[What you are asked to do] In how many lines of the data does the word "index" appear? Give the number by itself.

Data records:
____

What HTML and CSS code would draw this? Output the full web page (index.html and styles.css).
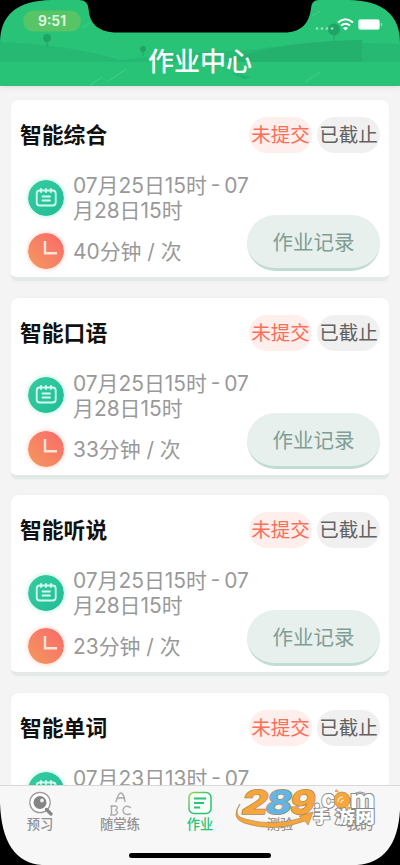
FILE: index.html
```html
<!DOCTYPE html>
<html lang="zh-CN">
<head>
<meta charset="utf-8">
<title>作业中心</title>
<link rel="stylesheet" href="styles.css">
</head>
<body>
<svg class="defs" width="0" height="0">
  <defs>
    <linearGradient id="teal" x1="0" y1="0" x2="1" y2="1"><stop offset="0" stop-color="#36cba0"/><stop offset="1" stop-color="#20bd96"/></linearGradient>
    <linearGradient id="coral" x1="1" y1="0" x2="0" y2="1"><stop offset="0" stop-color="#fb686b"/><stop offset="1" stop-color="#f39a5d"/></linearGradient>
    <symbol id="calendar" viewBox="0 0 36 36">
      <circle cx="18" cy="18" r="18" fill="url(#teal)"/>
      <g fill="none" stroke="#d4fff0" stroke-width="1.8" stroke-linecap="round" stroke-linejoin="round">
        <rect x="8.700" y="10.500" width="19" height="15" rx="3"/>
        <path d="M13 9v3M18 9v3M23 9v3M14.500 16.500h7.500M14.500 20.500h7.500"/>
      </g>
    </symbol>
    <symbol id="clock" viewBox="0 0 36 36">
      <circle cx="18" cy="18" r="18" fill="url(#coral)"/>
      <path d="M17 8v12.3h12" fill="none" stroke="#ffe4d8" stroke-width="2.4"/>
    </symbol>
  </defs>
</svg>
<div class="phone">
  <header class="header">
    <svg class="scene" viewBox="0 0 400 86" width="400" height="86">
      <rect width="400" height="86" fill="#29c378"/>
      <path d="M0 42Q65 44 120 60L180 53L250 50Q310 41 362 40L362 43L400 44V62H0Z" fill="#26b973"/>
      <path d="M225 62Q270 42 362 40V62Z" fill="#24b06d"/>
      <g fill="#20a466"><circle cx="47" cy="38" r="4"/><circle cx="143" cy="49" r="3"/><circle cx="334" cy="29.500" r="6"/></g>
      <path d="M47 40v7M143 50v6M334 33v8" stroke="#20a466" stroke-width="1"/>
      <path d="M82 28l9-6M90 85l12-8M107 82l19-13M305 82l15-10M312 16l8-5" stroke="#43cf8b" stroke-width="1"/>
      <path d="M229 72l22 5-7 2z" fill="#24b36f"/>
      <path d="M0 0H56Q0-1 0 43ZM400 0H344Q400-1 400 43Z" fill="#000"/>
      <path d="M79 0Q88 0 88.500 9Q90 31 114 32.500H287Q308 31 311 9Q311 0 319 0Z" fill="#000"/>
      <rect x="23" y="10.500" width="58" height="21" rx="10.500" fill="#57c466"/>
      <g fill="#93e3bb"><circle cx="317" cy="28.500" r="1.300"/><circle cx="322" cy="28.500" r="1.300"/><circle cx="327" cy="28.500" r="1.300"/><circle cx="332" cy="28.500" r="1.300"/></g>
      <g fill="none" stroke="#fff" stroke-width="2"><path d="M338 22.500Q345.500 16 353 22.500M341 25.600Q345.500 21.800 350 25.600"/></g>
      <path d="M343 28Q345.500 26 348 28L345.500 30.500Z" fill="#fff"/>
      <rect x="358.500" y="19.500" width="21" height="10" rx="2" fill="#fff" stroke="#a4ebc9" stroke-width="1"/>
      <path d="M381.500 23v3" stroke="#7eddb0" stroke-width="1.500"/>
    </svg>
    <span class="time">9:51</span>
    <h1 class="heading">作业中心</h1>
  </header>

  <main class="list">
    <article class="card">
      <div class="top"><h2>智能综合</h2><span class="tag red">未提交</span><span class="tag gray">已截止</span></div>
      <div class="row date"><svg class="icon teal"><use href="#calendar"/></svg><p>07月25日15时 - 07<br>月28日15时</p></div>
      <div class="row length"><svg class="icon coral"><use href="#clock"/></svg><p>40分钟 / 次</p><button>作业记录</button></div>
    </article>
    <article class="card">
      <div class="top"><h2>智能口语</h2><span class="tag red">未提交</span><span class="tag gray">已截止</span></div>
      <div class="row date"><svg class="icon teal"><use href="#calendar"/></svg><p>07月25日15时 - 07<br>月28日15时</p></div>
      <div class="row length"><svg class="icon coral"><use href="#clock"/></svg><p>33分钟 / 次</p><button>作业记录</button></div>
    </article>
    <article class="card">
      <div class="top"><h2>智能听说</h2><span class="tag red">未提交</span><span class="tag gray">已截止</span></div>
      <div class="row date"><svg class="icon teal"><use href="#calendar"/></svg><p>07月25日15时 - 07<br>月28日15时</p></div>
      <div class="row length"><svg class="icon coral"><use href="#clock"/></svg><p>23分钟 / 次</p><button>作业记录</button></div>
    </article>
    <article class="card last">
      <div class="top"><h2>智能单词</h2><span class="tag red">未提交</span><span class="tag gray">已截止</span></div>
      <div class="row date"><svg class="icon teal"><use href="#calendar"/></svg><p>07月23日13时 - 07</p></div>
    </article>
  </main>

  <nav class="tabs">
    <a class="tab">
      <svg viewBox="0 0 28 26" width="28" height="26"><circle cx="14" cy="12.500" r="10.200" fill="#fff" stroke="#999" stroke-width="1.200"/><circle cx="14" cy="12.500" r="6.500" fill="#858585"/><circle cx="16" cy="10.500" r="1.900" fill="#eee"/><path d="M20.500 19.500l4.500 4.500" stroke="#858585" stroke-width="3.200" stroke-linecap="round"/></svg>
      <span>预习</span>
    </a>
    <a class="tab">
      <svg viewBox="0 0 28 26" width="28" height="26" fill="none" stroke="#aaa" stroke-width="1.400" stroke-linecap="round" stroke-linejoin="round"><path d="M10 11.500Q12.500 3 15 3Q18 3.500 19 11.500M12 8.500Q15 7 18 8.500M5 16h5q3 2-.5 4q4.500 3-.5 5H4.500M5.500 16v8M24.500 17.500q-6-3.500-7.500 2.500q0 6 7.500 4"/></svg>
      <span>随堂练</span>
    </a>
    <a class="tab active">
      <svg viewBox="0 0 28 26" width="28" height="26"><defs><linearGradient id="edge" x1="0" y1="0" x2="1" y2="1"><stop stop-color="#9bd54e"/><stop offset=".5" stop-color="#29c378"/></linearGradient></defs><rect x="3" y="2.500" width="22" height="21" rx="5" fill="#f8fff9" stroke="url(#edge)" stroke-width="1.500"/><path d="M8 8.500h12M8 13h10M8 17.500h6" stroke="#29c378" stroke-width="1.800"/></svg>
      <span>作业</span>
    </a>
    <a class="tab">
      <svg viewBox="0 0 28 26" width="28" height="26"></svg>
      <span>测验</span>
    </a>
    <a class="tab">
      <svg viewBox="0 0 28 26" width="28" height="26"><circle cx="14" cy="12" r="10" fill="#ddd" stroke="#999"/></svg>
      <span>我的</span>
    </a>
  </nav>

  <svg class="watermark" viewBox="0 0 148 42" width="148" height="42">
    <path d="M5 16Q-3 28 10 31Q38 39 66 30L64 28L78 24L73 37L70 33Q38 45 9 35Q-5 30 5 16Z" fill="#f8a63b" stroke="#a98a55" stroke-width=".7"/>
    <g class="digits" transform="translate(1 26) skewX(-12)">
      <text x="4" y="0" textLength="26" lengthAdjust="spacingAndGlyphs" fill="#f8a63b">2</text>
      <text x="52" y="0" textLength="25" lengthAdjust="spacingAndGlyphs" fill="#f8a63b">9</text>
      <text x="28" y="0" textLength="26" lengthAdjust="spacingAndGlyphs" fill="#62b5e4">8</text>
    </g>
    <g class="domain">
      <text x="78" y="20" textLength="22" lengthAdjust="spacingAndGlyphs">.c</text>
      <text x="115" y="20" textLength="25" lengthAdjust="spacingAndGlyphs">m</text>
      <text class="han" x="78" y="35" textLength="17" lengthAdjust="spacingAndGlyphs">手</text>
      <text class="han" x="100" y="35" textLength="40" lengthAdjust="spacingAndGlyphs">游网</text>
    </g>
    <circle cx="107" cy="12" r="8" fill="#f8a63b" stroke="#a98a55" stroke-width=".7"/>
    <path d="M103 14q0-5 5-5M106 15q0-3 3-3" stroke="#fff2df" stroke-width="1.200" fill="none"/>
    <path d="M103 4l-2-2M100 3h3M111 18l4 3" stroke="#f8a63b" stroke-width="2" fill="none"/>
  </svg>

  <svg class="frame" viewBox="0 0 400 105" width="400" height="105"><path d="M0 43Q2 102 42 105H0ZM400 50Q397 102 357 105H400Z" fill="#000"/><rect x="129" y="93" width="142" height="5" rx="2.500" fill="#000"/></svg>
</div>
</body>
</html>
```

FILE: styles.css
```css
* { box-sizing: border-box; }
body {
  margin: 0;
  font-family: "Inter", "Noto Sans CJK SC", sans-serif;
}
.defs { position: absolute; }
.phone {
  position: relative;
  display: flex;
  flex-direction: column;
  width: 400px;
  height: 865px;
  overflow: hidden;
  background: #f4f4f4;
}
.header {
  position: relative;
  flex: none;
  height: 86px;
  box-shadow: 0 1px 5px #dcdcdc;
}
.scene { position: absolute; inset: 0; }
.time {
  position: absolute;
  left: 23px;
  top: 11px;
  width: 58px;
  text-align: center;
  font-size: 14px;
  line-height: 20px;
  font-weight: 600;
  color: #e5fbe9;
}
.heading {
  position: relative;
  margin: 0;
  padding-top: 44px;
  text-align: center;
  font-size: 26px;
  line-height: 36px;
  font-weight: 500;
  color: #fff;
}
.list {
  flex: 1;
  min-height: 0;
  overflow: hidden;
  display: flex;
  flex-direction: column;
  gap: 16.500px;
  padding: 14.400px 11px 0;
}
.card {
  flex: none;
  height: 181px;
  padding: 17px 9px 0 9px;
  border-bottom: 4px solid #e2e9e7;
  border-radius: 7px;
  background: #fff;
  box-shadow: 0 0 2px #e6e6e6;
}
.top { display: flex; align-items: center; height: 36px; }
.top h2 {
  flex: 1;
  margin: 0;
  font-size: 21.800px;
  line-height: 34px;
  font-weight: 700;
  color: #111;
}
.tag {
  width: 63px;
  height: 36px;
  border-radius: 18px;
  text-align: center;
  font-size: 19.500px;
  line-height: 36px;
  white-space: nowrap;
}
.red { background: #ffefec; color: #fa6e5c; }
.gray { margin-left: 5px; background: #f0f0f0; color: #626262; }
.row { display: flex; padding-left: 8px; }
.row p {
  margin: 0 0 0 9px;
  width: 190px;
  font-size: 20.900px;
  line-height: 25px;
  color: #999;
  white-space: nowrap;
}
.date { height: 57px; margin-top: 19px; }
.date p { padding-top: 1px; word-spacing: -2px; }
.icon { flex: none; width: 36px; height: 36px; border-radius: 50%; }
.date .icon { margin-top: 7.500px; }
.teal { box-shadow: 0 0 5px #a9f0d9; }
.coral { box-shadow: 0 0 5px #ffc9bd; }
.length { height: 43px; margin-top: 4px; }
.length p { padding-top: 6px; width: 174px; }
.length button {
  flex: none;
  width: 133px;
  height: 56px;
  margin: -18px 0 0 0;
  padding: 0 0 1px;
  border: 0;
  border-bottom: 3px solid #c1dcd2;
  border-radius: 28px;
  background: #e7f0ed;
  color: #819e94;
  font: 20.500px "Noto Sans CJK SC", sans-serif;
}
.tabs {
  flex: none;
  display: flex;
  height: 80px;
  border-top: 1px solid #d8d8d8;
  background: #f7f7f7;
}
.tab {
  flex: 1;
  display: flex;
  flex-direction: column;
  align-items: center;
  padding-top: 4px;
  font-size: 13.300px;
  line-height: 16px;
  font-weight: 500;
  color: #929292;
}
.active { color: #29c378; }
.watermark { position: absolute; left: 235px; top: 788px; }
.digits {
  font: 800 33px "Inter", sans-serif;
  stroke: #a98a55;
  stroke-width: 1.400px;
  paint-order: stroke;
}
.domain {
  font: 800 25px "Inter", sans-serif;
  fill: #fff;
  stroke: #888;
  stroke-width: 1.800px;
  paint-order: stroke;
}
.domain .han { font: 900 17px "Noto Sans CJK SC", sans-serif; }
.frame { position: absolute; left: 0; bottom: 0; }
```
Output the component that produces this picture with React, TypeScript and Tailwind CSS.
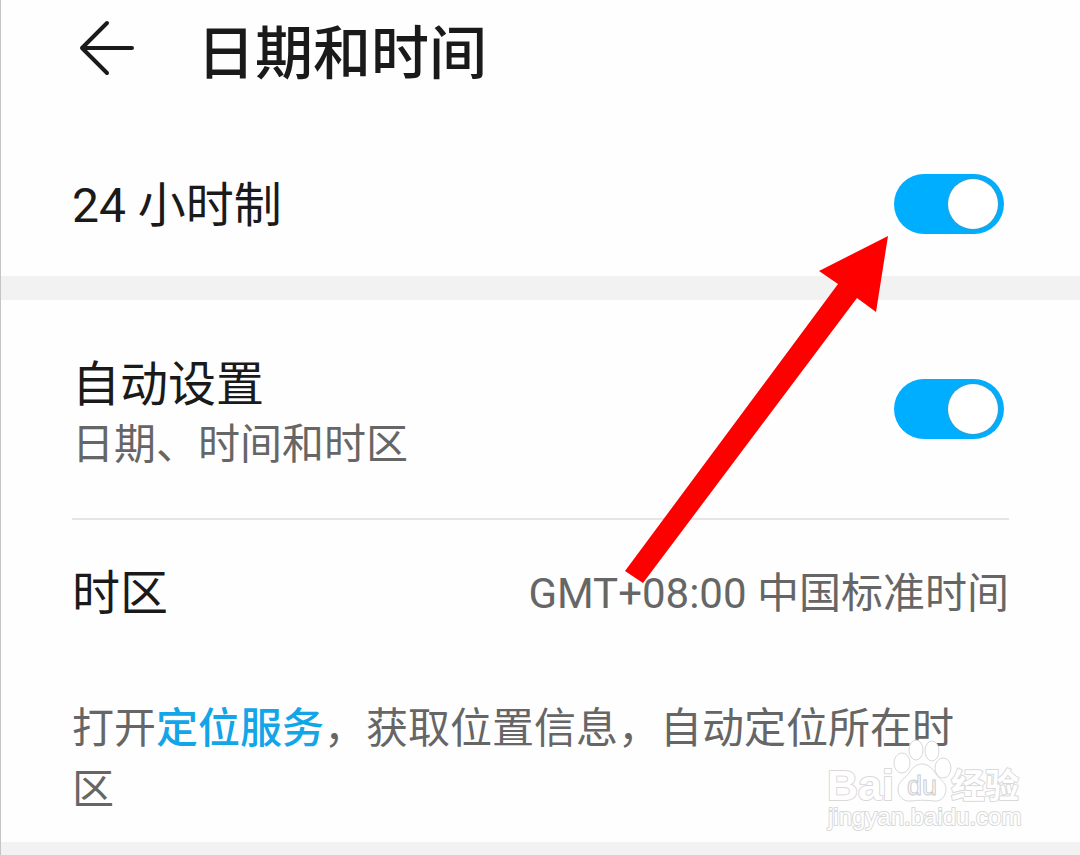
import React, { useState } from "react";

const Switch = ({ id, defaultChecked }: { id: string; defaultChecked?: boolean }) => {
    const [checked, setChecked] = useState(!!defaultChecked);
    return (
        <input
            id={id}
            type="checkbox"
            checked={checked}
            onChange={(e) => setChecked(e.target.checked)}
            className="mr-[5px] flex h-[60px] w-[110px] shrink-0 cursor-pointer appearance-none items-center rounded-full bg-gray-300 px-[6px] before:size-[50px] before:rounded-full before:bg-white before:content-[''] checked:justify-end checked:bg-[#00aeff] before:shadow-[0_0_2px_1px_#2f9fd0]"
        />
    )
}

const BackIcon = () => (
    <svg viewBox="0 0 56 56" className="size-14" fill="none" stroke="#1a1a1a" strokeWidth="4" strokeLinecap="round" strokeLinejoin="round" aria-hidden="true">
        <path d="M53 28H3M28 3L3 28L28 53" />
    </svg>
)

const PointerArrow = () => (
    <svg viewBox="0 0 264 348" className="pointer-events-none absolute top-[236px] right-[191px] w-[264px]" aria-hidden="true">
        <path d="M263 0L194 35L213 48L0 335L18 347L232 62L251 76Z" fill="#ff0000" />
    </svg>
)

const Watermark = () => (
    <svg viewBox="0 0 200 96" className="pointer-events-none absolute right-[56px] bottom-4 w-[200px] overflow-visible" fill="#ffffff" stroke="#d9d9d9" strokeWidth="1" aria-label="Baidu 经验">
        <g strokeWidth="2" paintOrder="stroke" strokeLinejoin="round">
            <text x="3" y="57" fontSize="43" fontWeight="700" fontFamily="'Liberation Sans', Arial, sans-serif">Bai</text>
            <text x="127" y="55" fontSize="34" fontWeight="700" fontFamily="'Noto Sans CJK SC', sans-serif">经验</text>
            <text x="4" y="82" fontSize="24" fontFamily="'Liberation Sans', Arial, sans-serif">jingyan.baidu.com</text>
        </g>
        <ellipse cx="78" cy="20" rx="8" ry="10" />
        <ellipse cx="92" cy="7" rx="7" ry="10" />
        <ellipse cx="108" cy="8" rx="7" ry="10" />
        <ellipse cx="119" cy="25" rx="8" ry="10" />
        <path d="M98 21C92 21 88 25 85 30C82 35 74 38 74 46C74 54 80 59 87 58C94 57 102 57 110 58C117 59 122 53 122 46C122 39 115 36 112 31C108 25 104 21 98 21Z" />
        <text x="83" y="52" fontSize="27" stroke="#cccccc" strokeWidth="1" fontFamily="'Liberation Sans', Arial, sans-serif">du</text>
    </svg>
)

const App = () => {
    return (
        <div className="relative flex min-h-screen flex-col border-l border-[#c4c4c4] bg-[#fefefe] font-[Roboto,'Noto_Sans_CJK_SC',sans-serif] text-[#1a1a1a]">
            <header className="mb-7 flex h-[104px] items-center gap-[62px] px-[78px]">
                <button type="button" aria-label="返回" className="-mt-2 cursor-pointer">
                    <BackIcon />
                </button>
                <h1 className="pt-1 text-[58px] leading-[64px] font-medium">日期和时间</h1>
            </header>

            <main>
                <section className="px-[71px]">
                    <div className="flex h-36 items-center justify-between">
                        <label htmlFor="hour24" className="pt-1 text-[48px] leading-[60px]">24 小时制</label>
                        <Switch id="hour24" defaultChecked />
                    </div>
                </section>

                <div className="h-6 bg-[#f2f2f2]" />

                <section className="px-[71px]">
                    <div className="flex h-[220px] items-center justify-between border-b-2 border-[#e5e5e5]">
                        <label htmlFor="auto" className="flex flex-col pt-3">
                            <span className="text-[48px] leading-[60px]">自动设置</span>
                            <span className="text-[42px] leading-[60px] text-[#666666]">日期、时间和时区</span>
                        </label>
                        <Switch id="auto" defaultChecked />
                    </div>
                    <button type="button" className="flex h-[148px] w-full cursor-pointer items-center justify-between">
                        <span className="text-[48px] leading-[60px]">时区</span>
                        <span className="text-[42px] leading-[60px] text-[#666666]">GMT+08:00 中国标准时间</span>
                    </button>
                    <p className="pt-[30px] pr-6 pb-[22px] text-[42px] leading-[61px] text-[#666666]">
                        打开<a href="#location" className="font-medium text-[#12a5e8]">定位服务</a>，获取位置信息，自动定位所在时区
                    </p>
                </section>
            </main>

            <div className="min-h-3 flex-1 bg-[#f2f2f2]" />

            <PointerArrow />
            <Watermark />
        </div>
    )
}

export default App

____

[Result of this exercise] 2